For sure my friend, It will be a pleasure to be helpful to others.

# Credentials
$SQLServer = "\server"
$db = "dummy_data"
$user = "dummyuser"
$pwd ="dummypass"

#Select to get the sql data
  $selectdata = "SELECT TOP 5
  FROM [dummy_data].[pbi].[data_security_view] ORDER BY date_time DESC"

$dump = Invoke-Sqlcmd -ServerInstance $SQLServer -Username $user -Password $pwd -Database $db -Query $selectdata 

for ($count=0; $count -lt $dump.Count; $count++)

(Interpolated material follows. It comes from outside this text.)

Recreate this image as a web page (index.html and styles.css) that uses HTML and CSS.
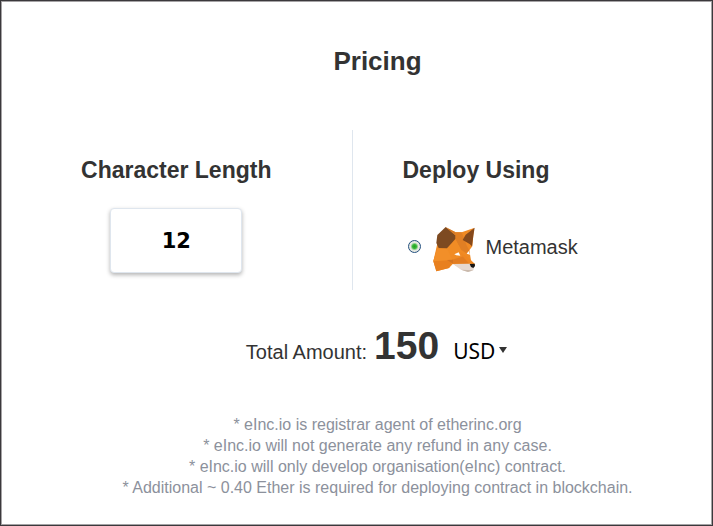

#Format the events per line     
echo "$("pc_name="+$dump[$count].pc_name) $("user_name="+$dump[$count].user_name) $("file_name="+$dump[$count].file_name) $("operation="+$dump[$count].operation)"  >> "C:\Program Files\Management Console\Logs\noencoding_logs.log"
#Convert the output file to ascii and output to a file
Get-Content "C:\Program Files\Management Console\Logs\noencoding_logs.log" | Out-File -Encoding ascii "C:\Program Files\Management Console\Logs\sql_logs.log" 

Isn’t pretty As I already have said, but it works, and this will give me more time to implement something more elegant in the future.

Any doubts just asking.

And does this also do the text conversion format?

This line, to be more precise.

#Convert the output file to ascii and output to a file
Get-Content "C:\Program Files\Management Console\Logs\noencoding_logs.log" | Out-File -Encoding ascii "C:\Program Files\Management Console\Logs\sql_logs.log"

Nice and thank you. I was hoping you write up a post under here so you get credit for it.

If not I can write something up for you. This way in about 20 years this would be easy to access :smiley:

That’s cool, my English it’s not that good but I can try, can I write something and send it to you to check if it’s ok? I just want to know how it’s the format, like a mini-tutorial or something?

Oh course also feel free to DM me if you like. Since this is Friday, I have about 6 more hours here at work then Im playing Video games next two days :laughing: Actually I have close friends from Switzerland and UK

This topic was automatically closed 14 days after the last reply. New replies are no longer allowed.